公文書には「民間作成資料」も含まれる:公文書危機報道を問う②

【超解説】公文書って何? なぜ不祥事がなくならないの? – YouTube

少し古いが朝日新聞がyoutubeで公開している啓発用動画で、公文書の定義として「公文書とは役所がつくる文書のこと」と説明している。(19~22秒部分)

AndreyPopov/iStock

誤りである。公文書とは役所がつくる文書に限られない。

公文書管理法2条4項には下記のとおり規定されている。なお、「行政文書」を公文書と読み替えても差し支えない。

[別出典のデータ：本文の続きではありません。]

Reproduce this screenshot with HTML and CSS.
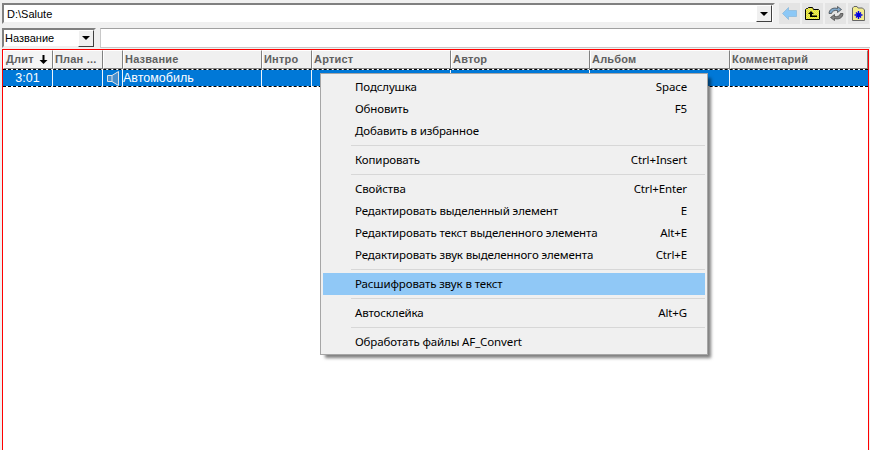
FILE: index.html
```html
<!DOCTYPE html>
<html lang="ru">
<head>
<meta charset="utf-8">
<title>Salute</title>
<link rel="stylesheet" href="styles.css">
</head>
<body>
<svg class="defs" width="0" height="0"><defs><pattern id="dither" width="2" height="2" patternUnits="userSpaceOnUse"><rect width="2" height="2" fill="#f6f200"/><rect width="1" height="1" fill="#d8d890"/><rect x="1" y="1" width="1" height="1" fill="#d8d890"/></pattern></defs></svg>
<div class="toolbar">
  <div class="combo path"><span class="combo-text">D:\Salute</span><span class="drop"><i></i></span></div>
  <div class="tools">
    <span class="tool"><svg width="15" height="13" viewBox="0 0 15 13"><path d="M.5 6.500 6.500 .5V3.500H14.500V9.500H6.500V12.500Z" fill="#8cc8f6" stroke="#86b6da" stroke-width=".7"/></svg></span>
    <span class="tool"><svg width="15" height="13" viewBox="0 0 15 13"><path d="M.5 12.500V2.500L1.500 1.500H2.500L3.500 .5H7.500L8.500 2.500H13.500L14.500 3.500V12.500Z" fill="url(#dither)" stroke="#000"/><path d="M6 4 3 7H5V10H12V8.500H7V7H9Z" fill="#000"/></svg></span>
    <span class="tool"><svg width="16" height="15" viewBox="0 0 16 15"><path d="M1 7.500C1 3.500 5 1 9.500 2.500V.5L13.500 3.500 9.500 6.500V4.500C7 4 4 5 3.500 7.500Z" fill="#7fa6c8" stroke="#3d3d3d" stroke-width=".7"/><path d="M15 7.500C15 11.500 11 14 6.500 12.500V14.500L2.500 11.500 6.500 8.500V10.500C9 11 12 10 12.500 7.500Z" fill="#808080" stroke="#3d3d3d" stroke-width=".7"/></svg></span>
    <span class="tool"><svg width="13" height="15" viewBox="0 0 13 15"><path d="M.5 14.500V2L2 .5H5L6 2H10.500L12.500 4V14.500Z" fill="#f2ec8c" stroke="#666"/><path d="M6.500 5V13M2.500 9H10.500M4 6.500 9 11.500M9 6.500 4 11.500" stroke="#0000e0" stroke-width="1.400"/></svg></span>
  </div>
</div>
<div class="filter">
  <div class="combo field"><span class="combo-text">Название</span><span class="drop"><i></i></span></div>
  <div class="search"></div>
</div>
<div class="list">
  <div class="head">
    <div class="th sorted">Длит<svg class="sort" width="9" height="9" viewBox="0 0 9 9"><path d="M3.500 0H5.500V5H8.500L4.500 9 .5 5H3.500Z" fill="#000"/></svg></div>
    <div class="th">План ...</div>
    <div class="th"></div>
    <div class="th">Название</div>
    <div class="th">Интро</div>
    <div class="th">Артист</div>
    <div class="th">Автор</div>
    <div class="th">Альбом</div>
    <div class="th">Комментарий</div>
  </div>
  <div class="row">
    <div class="td time">3:01</div>
    <div class="td"></div>
    <div class="td icon"><svg width="12" height="15" viewBox="0 0 12 15"><path d="M.5 4.500H5L11.500 .5V14.500L5 10.500H.5Z" fill="#4a90cc" stroke="#e4e4e4"/><path d="M5 4.500V10.500" stroke="#e4e4e4"/></svg></div>
    <div class="td name">Автомобиль</div>
    <div class="td"></div>
    <div class="td"></div>
    <div class="td"></div>
    <div class="td"></div>
    <div class="td last"></div>
  </div>
</div>
<div class="menu">
  <div class="item"><span>Подслушка</span><span>Space</span></div>
  <div class="item"><span>Обновить</span><span>F5</span></div>
  <div class="item"><span>Добавить в избранное</span></div>
  <div class="sep"></div>
  <div class="item"><span>Копировать</span><span>Ctrl+Insert</span></div>
  <div class="sep"></div>
  <div class="item"><span>Свойства</span><span>Ctrl+Enter</span></div>
  <div class="item"><span>Редактировать выделенный элемент</span><span>E</span></div>
  <div class="item"><span>Редактировать текст выделенного элемента</span><span>Alt+E</span></div>
  <div class="item"><span>Редактировать звук выделенного элемента</span><span>Ctrl+E</span></div>
  <div class="sep"></div>
  <div class="item active"><span>Расшифровать звук в текст</span></div>
  <div class="sep"></div>
  <div class="item"><span>Автосклейка</span><span>Alt+G</span></div>
  <div class="sep"></div>
  <div class="item"><span>Обработать файлы AF_Convert</span></div>
</div>
</body>
</html>
```
FILE: styles.css
```css
* { box-sizing: border-box; }
html, body { height: 100%; }
body {
  margin: 0;
  width: 870px;
  height: 450px;
  overflow: hidden;
  background: #f0f0f0;
  font-family: "Liberation Sans", Arial, sans-serif;
  font-size: 12px;
  color: #000;
  display: flex;
  flex-direction: column;
  position: relative;
}
.defs { position: absolute; }
.toolbar {
  height: 28px;
  flex: none;
  padding: 3px 0 0 2px;
  display: flex;
  align-items: flex-start;
  background: #f0f0f0;
}
.combo {
  height: 21px;
  background: #fff;
  border: 2px solid;
  border-color: #808080 #f0f0f0 #f0f0f0 #808080;
  display: flex;
  align-items: center;
  justify-content: space-between;
  font-size: 11px;
}
.combo-text { padding-left: 3px; }
.path { width: 773px; }
.path .drop { margin-right: 1px; }
.drop {
  width: 16px;
  height: 17px;
  background: #f0f0f0;
  border: 1px solid;
  border-color: #fff #404040 #404040 #fff;
  display: flex;
  align-items: center;
  justify-content: center;
}
.drop i {
  width: 0;
  height: 0;
  border: 4px solid transparent;
  border-top-color: #000;
  border-bottom-width: 0;
}
.tools {
  display: flex;
  gap: 2px;
  margin-left: 4px;
}
.tool {
  width: 21px;
  height: 21px;
  background: #e4e4e4;
  display: flex;
  align-items: center;
  justify-content: center;
}
.filter {
  height: 21px;
  flex: none;
  display: flex;
  padding-left: 2px;
  gap: 4px;
  background: #f0f0f0;
}
.field { width: 94px; height: 20px; }
.field .combo-text { padding-left: 1px; }
.search {
  flex: 1;
  height: 20px;
  background: #fff;
  border: 1px solid #c8c8c8;
  border-top-color: #a0a0a0;
  border-right: 0;
}
.list {
  flex: 1;
  margin-left: 2px;
  width: 867px;
  background: #fff;
  border: 1px solid #f00;
  border-bottom: 0;
}
.head, .row {
  display: grid;
  grid-template-columns: 50px 50px 20px 139px 50px 139px 139px 140px 138px;
}
.head { height: 19px; background: #f0f0f0; }
.th {
  border: 1px solid;
  border-color: #fff #808080 #808080 #fff;
  background: #f0f0f0;
  color: #5f5f5f;
  font-size: 11px;
  font-weight: bold;
  line-height: 17px;
  padding-left: 1px;
  letter-spacing: .2px;
  white-space: nowrap;
  overflow: hidden;
}
.sorted {
  display: flex;
  align-items: center;
  justify-content: space-between;
  padding: 0 4px 0 2px;
  background: #f5f5f5;
}
.row {
  height: 18px;
  background: #0078d7;
  background-clip: padding-box;
  color: #fff;
  border-top: 1px dashed #000;
  border-bottom: 1px dashed #000;
  font-size: 12.5px;
}
.td {
  border-right: 1px solid #f0f6fc;
  line-height: 17px;
  white-space: nowrap;
}
.last { border-right: 0; }
.time { text-align: center; }
.icon { padding: 0 0 0 4px; display: flex; align-items: center; }
.menu {
  position: absolute;
  left: 320px;
  top: 73px;
  width: 388px;
  height: 282px;
  padding: 2px 2px;
  background: #f0f0f0;
  border: 1px solid #a6a6a6;
  box-shadow: 4px 4px 3px -1px rgba(0,0,0,.5);
  font-family: "Noto Sans", sans-serif;
  font-size: 11.5px;
  letter-spacing: -.13px;
  color: #000;
}
.item {
  height: 22px;
  display: flex;
  align-items: center;
  justify-content: space-between;
  padding: 0 18px 2px 32px;
  white-space: nowrap;
}
.active { background: #90c8f6; }
.sep {
  height: 7px;
  margin-left: 28px;
  position: relative;
}
.sep::before {
  content: "";
  position: absolute;
  left: 0;
  right: 0;
  top: 3px;
  height: 1px;
  background: #d7d7d7;
}
```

この法律において「行政文書」とは、行政機関の職員が職務上作成し、又は取得した文書(図画及び電磁的記録(電子的方式、磁気的方式その他人の知覚によっては認識することができない方式で作られた記録をいう。以下同じ。)を含む。第十九条を除き、以下同じ。)

公文書とは役所がつくる文書に限られない。役所が取得した文書も公文書に含まれる。

もう少し丁寧に説明すると公文書管理法は国の行政機関について定めたものであり、地方自治体は独自にいわゆる「公文書管理条例」を制定しているが地方自治体が保有する公文書も国のそれと同じである。なぜなら国と地方自治体は日常的に公文書のやりとりをしており、また、それは公文書管理法が施行される2011年以前からあったことである。

だからこの日本で行政機関が取り扱う公文書とは「行政機関の職員が職務上作成し、又は取得した文書」である。

他にも独立行政法人と国立公文書館が取り扱う公文書があるが朝日新聞がこだわる公文書にこれらは含まれていない。朝日新聞による公文書危機報道に出てくる公文書とは全て行政機関の職員が取り扱う文書である。○○省とか○○庁とか○○県に務める公務員が取り扱う文書である。

では朝日新聞が啓発用動画で触れなかった公務員が「取得した文書」とはなんなのか。例えば公共工事の事務に際に生じる「見積書」は誰が作成するのだろうか。もちろん公

務員ではない。見積書を作成するのは非公務員であり、要するに民間の事業者である。

おそらくほとんどの方は、公文書と聞くと公務員が作成する文書であり、公文書管理に何か不手際があると報道されると公務員が政治家に忖度したり、あるいは怠けているように思うのではないか。

しかし、実際は公文書には見積書などの「民間作成資料」も含まれているのだ。公文書危機報道では「公文書は役所のものではなく国民のものだ!」と激烈に主張されることが多々あるが、まさにそのとおりである。公文書管理の議論はイメージが先行し過ぎている。

また、公務員が作成したとも取得したとも言い切れない公文書もある。例えば役所の窓口に置いてある各種申請書はどうか。申請書自体を作成するのは公務員だが必要事項を記入する者は誰か、申請書を文書として完成させるのは誰か。当たり前だが申請者である。

重要なことは行政事務は公務員と一般国民の労力で成立しているということである。

福祉行政では診断書の提出も普通であり、主治医に診断書を作成してもらうことは時間もお金もかかる。決して小さくない労力だ。

公務員が取り扱う文書には一般国民が労力をかけて完成させた文書がたくさんある。

公文書危機報道ではなんとなく公務員が政治家に忖度したり、仕事を怠けているイメージが先行し「公務員はもっと汗をかき公文書を徹底的に管理すべきだ」という主張が多いが、公文書には「公務員の労力」だけではない「一般国民の労力」も含まれているのである。

だから「公文書を徹底的に管理すべきだ」という主張の先には公務員だけではなく一般国民にも負担が生じるのである。具体的には一般国民の行政への提出資料が増大することである。それは国民の時間とお金を奪うことに他ならない。

朝日新聞による公文書危機報道で利益を得るのは朝日新聞の記者とその読者だけである。もっとも販売部数は減少しているようだから朝日新聞が得た利益とは精神的なものであり、単なる自己満足である。